[start Supplied data]

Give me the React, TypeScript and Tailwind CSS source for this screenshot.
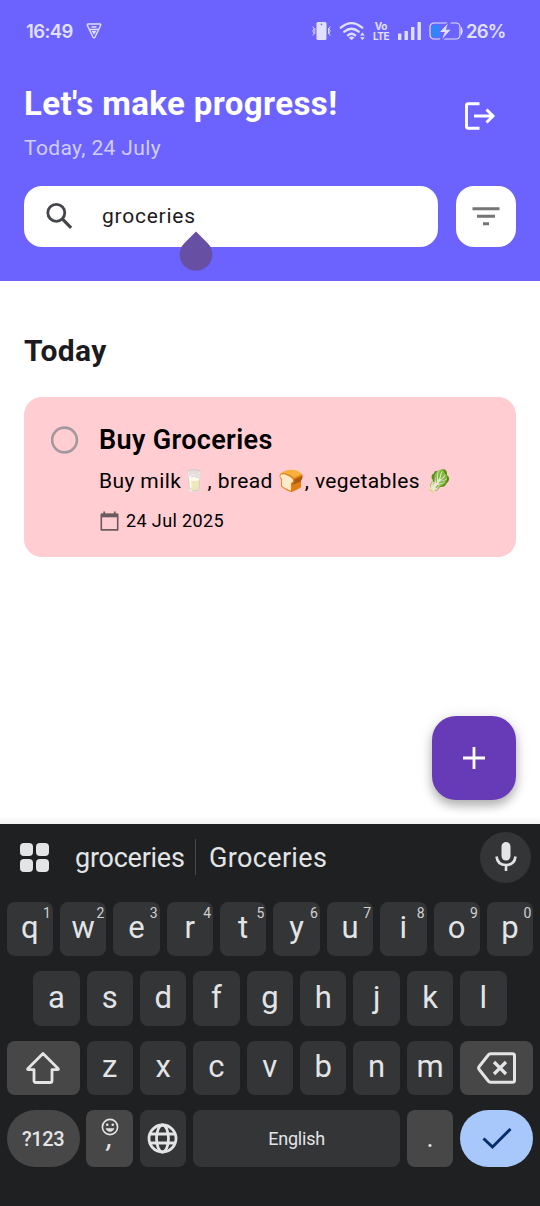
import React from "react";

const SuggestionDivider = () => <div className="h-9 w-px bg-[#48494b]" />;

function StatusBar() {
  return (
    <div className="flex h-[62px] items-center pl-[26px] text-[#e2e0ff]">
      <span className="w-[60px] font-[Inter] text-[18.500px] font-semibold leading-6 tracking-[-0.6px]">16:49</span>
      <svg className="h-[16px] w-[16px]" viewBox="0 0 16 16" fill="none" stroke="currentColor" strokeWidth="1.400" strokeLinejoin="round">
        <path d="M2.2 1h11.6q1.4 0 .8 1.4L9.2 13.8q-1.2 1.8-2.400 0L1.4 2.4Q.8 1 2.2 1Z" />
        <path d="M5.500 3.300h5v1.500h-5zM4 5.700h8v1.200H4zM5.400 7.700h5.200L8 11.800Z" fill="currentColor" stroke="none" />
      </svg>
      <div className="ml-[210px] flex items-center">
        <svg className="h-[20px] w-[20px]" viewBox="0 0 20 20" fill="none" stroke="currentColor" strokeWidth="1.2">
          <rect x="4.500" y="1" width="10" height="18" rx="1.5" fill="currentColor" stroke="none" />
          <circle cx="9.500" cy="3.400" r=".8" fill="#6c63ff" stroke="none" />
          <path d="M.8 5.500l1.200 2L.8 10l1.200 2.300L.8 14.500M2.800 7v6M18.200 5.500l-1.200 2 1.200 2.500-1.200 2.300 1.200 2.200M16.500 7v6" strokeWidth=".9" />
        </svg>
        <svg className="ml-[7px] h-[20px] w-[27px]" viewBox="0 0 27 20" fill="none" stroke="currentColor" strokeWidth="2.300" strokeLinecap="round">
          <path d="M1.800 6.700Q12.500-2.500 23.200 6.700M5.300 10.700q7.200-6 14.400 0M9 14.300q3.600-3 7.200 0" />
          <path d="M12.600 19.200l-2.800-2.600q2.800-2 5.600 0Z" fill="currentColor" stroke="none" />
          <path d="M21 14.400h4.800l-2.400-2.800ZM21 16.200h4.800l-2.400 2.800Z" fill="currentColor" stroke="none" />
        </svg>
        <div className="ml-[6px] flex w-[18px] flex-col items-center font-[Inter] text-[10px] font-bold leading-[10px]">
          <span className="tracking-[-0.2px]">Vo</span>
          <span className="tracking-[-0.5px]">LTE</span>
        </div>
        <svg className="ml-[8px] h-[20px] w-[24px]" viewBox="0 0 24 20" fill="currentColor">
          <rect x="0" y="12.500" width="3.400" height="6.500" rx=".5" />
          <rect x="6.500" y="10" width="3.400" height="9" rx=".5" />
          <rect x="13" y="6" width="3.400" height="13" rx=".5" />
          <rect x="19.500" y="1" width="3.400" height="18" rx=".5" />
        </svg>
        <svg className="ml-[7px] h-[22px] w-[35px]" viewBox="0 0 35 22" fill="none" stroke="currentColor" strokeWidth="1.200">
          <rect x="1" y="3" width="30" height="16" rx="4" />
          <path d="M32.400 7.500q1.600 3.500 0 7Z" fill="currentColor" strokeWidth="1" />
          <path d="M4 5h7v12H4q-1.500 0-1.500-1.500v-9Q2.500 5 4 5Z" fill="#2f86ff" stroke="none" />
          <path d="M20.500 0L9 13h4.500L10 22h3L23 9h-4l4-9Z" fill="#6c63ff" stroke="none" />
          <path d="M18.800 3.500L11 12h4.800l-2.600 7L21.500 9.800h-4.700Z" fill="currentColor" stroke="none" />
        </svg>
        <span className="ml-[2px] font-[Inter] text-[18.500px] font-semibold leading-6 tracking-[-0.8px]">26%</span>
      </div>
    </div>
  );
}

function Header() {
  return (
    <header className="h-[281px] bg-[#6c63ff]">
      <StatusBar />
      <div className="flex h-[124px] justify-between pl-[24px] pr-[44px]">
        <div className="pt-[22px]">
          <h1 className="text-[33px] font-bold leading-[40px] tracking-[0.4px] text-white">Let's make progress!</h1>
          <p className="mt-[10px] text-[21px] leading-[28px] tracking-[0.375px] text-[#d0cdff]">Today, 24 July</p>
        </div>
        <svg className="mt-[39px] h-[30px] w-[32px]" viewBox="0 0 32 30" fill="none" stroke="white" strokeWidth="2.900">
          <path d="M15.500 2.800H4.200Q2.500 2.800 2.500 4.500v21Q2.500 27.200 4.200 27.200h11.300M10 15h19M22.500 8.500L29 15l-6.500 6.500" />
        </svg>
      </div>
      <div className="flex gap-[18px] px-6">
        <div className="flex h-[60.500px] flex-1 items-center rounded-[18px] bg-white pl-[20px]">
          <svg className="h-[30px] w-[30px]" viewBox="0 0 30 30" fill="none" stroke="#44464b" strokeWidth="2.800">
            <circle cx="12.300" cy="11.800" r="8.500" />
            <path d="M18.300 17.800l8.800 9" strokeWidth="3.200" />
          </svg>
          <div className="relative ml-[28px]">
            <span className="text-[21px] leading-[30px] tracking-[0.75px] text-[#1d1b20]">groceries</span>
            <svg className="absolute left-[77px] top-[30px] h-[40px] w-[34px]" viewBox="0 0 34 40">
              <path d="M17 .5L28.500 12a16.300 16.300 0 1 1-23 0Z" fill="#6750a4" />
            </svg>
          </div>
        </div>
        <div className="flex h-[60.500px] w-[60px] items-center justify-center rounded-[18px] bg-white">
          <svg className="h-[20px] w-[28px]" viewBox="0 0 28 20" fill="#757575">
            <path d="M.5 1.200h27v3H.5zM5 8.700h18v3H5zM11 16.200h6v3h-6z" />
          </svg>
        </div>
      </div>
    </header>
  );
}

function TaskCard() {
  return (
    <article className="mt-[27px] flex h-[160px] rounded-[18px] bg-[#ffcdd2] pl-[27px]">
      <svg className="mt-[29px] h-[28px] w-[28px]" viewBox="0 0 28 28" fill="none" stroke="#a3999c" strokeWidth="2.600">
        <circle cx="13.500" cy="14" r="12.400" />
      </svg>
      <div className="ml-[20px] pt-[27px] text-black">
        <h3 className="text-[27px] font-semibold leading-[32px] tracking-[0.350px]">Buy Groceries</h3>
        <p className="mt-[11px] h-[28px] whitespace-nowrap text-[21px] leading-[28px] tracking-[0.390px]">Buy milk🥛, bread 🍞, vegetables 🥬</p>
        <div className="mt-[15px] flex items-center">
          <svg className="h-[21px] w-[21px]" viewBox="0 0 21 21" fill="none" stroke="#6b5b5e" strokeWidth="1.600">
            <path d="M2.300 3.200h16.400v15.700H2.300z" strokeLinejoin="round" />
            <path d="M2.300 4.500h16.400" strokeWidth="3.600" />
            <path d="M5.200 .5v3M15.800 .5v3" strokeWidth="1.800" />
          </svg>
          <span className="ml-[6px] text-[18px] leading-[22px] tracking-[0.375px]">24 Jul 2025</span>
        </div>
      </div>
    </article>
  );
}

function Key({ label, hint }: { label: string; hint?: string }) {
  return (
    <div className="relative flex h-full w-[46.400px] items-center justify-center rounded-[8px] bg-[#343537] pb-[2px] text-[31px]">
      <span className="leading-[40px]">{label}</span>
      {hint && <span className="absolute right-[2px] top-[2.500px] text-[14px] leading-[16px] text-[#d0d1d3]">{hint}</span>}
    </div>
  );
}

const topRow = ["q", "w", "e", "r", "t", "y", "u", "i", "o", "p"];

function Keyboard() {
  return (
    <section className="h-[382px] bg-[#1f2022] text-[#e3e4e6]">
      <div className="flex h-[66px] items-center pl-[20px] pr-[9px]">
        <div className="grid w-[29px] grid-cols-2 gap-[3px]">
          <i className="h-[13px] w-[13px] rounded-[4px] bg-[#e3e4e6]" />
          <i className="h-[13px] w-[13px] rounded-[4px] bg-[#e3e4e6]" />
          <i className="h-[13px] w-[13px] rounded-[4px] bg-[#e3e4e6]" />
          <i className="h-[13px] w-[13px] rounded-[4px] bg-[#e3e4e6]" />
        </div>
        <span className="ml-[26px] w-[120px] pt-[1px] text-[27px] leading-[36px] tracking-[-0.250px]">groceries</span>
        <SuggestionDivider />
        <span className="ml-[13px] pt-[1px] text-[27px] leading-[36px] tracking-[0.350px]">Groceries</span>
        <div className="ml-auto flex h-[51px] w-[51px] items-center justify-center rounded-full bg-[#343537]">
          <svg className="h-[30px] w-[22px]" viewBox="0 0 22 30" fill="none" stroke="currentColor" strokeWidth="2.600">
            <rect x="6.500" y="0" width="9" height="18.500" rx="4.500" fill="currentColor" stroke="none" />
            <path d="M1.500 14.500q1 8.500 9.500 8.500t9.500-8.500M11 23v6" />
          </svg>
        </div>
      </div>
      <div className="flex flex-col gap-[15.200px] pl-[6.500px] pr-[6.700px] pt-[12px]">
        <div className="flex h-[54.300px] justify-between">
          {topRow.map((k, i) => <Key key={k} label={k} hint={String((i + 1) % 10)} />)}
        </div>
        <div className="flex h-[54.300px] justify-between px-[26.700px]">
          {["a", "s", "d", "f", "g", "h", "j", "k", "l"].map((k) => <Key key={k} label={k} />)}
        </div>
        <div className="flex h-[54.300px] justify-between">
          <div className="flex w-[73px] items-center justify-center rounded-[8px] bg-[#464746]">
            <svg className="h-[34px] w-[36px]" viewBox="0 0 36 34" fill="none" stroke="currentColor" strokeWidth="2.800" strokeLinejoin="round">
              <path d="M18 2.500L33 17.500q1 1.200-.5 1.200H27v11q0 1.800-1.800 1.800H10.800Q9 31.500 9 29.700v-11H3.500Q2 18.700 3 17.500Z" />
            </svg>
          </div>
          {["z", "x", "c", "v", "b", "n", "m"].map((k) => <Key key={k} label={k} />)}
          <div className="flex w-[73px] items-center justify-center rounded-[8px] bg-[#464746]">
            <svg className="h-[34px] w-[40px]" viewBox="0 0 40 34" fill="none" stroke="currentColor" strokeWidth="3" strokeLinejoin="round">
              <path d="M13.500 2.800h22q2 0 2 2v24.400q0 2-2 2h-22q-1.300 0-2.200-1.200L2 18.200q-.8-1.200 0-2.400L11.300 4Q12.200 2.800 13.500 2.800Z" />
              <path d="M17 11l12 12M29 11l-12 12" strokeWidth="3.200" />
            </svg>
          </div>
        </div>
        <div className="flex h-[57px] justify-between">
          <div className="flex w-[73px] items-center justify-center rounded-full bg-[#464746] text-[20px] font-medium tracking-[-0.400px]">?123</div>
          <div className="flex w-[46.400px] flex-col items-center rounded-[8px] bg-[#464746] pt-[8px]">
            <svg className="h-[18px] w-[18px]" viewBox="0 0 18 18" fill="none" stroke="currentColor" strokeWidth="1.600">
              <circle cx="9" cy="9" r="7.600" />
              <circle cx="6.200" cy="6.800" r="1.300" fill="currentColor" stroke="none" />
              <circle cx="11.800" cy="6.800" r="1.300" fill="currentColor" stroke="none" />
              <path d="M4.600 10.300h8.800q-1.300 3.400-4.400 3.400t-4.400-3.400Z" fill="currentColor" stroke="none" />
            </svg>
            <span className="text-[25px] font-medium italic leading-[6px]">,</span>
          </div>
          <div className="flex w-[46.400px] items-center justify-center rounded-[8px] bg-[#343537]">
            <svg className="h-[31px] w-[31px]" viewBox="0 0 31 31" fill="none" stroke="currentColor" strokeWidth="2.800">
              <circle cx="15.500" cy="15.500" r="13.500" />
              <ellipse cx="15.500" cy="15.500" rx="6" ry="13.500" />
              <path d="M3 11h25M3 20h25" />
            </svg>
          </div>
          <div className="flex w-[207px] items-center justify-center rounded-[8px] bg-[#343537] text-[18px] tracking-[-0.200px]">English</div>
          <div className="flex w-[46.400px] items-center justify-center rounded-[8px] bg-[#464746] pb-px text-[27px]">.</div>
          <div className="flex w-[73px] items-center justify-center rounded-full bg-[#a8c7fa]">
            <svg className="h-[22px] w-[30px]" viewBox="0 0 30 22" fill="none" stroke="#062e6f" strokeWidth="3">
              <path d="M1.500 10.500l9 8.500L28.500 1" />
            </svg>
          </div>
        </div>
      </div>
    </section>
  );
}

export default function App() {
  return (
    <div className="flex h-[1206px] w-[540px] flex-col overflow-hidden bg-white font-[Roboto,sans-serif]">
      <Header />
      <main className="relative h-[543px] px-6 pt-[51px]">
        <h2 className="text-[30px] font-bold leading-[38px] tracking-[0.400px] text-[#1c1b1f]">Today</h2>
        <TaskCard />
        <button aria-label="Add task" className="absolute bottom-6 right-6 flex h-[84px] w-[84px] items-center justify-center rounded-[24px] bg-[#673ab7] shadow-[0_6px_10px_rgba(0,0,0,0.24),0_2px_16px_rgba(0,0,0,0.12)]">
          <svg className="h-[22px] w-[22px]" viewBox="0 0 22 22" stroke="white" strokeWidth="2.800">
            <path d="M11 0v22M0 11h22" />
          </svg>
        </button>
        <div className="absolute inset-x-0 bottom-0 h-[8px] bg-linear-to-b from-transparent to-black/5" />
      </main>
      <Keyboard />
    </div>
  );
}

[end Supplied data]

**Do this**
Copy nothing but the lines from the top of the material through the line holding "const SuggestionDivider = ()", exactly as written; omit pictures.

**Final answer**
Give me the React, TypeScript and Tailwind CSS source for this screenshot.
import React from "react";

const SuggestionDivider = () => <div className="h-9 w-px bg-[#48494b]" />;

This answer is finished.